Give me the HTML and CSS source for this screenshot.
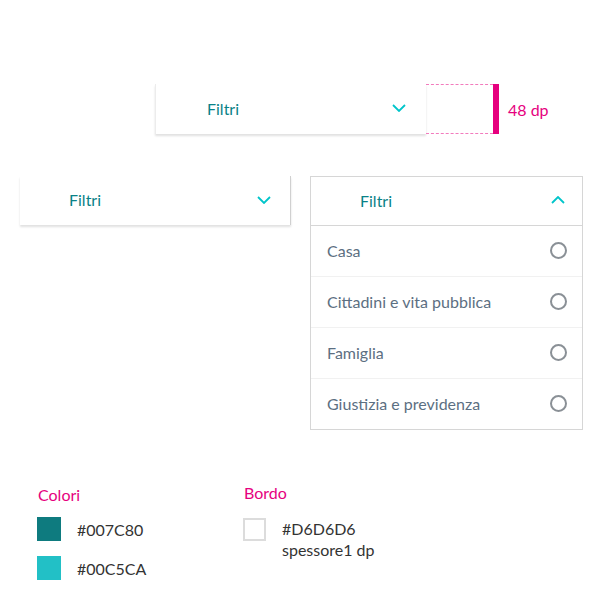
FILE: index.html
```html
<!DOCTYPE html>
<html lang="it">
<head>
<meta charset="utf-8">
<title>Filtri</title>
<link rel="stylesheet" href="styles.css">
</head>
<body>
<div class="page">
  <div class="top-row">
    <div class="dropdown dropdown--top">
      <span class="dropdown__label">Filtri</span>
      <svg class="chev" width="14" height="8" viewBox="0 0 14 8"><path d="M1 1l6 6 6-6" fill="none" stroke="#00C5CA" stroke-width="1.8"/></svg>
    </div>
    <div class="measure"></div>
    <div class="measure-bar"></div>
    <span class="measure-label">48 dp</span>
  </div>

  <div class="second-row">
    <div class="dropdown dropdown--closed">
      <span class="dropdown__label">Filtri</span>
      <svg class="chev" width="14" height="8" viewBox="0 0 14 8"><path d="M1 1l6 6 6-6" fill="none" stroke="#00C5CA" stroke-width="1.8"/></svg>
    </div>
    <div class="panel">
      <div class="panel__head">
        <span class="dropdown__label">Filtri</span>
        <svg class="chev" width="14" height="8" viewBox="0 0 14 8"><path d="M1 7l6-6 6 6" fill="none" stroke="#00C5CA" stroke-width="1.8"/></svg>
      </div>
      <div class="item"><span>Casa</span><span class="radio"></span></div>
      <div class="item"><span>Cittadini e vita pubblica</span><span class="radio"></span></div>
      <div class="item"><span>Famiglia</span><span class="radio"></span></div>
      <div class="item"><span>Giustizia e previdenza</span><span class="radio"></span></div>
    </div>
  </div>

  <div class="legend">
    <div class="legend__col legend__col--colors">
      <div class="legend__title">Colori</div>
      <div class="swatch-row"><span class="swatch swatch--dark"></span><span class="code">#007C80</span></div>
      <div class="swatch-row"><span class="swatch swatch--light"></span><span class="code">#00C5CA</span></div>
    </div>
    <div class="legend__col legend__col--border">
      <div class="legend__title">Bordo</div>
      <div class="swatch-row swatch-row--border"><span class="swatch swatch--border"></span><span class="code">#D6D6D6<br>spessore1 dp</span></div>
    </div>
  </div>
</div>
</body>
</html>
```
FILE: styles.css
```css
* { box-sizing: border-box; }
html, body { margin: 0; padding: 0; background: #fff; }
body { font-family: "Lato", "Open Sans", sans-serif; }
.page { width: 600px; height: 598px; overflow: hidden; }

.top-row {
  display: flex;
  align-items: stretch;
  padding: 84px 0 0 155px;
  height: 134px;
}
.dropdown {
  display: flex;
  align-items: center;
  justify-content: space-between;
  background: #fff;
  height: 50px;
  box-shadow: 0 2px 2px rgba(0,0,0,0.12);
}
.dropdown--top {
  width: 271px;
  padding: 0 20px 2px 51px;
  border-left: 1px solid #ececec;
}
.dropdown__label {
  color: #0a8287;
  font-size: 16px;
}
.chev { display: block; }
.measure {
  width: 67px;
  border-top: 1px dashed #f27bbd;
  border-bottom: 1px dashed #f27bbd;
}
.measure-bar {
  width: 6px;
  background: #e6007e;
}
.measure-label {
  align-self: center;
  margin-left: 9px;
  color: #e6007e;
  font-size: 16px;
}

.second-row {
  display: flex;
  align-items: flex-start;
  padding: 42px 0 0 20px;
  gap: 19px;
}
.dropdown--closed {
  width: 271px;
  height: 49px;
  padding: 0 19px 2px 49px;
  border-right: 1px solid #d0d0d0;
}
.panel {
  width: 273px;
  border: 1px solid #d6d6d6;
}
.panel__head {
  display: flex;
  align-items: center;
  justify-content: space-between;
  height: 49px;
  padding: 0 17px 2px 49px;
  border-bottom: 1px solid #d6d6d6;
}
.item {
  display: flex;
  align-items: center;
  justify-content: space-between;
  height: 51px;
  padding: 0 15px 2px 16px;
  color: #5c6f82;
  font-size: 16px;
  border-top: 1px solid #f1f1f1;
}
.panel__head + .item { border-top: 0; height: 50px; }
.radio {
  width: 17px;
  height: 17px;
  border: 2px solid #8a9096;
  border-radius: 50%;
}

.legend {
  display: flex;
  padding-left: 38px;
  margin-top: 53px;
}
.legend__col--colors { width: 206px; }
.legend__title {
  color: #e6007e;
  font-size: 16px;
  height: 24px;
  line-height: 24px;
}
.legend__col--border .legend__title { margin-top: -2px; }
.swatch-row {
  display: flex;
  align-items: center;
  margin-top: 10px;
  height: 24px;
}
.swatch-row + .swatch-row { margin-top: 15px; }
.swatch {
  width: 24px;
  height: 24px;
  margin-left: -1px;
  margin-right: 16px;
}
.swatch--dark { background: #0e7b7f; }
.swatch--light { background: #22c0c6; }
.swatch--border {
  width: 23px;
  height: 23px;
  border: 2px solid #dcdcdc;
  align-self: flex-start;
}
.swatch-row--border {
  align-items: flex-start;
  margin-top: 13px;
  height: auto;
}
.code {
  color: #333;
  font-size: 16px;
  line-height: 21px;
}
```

__________

TO DO: Print out the material word for word, omitting the pictures.

COMPLETE OUTPUT:
Give me the HTML and CSS source for this screenshot.
FILE: index.html
```html
<!DOCTYPE html>
<html lang="it">
<head>
<meta charset="utf-8">
<title>Filtri</title>
<link rel="stylesheet" href="styles.css">
</head>
<body>
<div class="page">
  <div class="top-row">
    <div class="dropdown dropdown--top">
      <span class="dropdown__label">Filtri</span>
      <svg class="chev" width="14" height="8" viewBox="0 0 14 8"><path d="M1 1l6 6 6-6" fill="none" stroke="#00C5CA" stroke-width="1.8"/></svg>
    </div>
    <div class="measure"></div>
    <div class="measure-bar"></div>
    <span class="measure-label">48 dp</span>
  </div>

  <div class="second-row">
    <div class="dropdown dropdown--closed">
      <span class="dropdown__label">Filtri</span>
      <svg class="chev" width="14" height="8" viewBox="0 0 14 8"><path d="M1 1l6 6 6-6" fill="none" stroke="#00C5CA" stroke-width="1.8"/></svg>
    </div>
    <div class="panel">
      <div class="panel__head">
        <span class="dropdown__label">Filtri</span>
        <svg class="chev" width="14" height="8" viewBox="0 0 14 8"><path d="M1 7l6-6 6 6" fill="none" stroke="#00C5CA" stroke-width="1.8"/></svg>
      </div>
      <div class="item"><span>Casa</span><span class="radio"></span></div>
      <div class="item"><span>Cittadini e vita pubblica</span><span class="radio"></span></div>
      <div class="item"><span>Famiglia</span><span class="radio"></span></div>
      <div class="item"><span>Giustizia e previdenza</span><span class="radio"></span></div>
    </div>
  </div>

  <div class="legend">
    <div class="legend__col legend__col--colors">
      <div class="legend__title">Colori</div>
      <div class="swatch-row"><span class="swatch swatch--dark"></span><span class="code">#007C80</span></div>
      <div class="swatch-row"><span class="swatch swatch--light"></span><span class="code">#00C5CA</span></div>
    </div>
    <div class="legend__col legend__col--border">
      <div class="legend__title">Bordo</div>
      <div class="swatch-row swatch-row--border"><span class="swatch swatch--border"></span><span class="code">#D6D6D6<br>spessore1 dp</span></div>
    </div>
  </div>
</div>
</body>
</html>
```
FILE: styles.css
```css
* { box-sizing: border-box; }
html, body { margin: 0; padding: 0; background: #fff; }
body { font-family: "Lato", "Open Sans", sans-serif; }
.page { width: 600px; height: 598px; overflow: hidden; }

.top-row {
  display: flex;
  align-items: stretch;
  padding: 84px 0 0 155px;
  height: 134px;
}
.dropdown {
  display: flex;
  align-items: center;
  justify-content: space-between;
  background: #fff;
  height: 50px;
  box-shadow: 0 2px 2px rgba(0,0,0,0.12);
}
.dropdown--top {
  width: 271px;
  padding: 0 20px 2px 51px;
  border-left: 1px solid #ececec;
}
.dropdown__label {
  color: #0a8287;
  font-size: 16px;
}
.chev { display: block; }
.measure {
  width: 67px;
  border-top: 1px dashed #f27bbd;
  border-bottom: 1px dashed #f27bbd;
}
.measure-bar {
  width: 6px;
  background: #e6007e;
}
.measure-label {
  align-self: center;
  margin-left: 9px;
  color: #e6007e;
  font-size: 16px;
}

.second-row {
  display: flex;
  align-items: flex-start;
  padding: 42px 0 0 20px;
  gap: 19px;
}
.dropdown--closed {
  width: 271px;
  height: 49px;
  padding: 0 19px 2px 49px;
  border-right: 1px solid #d0d0d0;
}
.panel {
  width: 273px;
  border: 1px solid #d6d6d6;
}
.panel__head {
  display: flex;
  align-items: center;
  justify-content: space-between;
  height: 49px;
  padding: 0 17px 2px 49px;
  border-bottom: 1px solid #d6d6d6;
}
.item {
  display: flex;
  align-items: center;
  justify-content: space-between;
  height: 51px;
  padding: 0 15px 2px 16px;
  color: #5c6f82;
  font-size: 16px;
  border-top: 1px solid #f1f1f1;
}
.panel__head + .item { border-top: 0; height: 50px; }
.radio {
  width: 17px;
  height: 17px;
  border: 2px solid #8a9096;
  border-radius: 50%;
}

.legend {
  display: flex;
  padding-left: 38px;
  margin-top: 53px;
}
.legend__col--colors { width: 206px; }
.legend__title {
  color: #e6007e;
  font-size: 16px;
  height: 24px;
  line-height: 24px;
}
.legend__col--border .legend__title { margin-top: -2px; }
.swatch-row {
  display: flex;
  align-items: center;
  margin-top: 10px;
  height: 24px;
}
.swatch-row + .swatch-row { margin-top: 15px; }
.swatch {
  width: 24px;
  height: 24px;
  margin-left: -1px;
  margin-right: 16px;
}
.swatch--dark { background: #0e7b7f; }
.swatch--light { background: #22c0c6; }
.swatch--border {
  width: 23px;
  height: 23px;
  border: 2px solid #dcdcdc;
  align-self: flex-start;
}
.swatch-row--border {
  align-items: flex-start;
  margin-top: 13px;
  height: auto;
}
.code {
  color: #333;
  font-size: 16px;
  line-height: 21px;
}
```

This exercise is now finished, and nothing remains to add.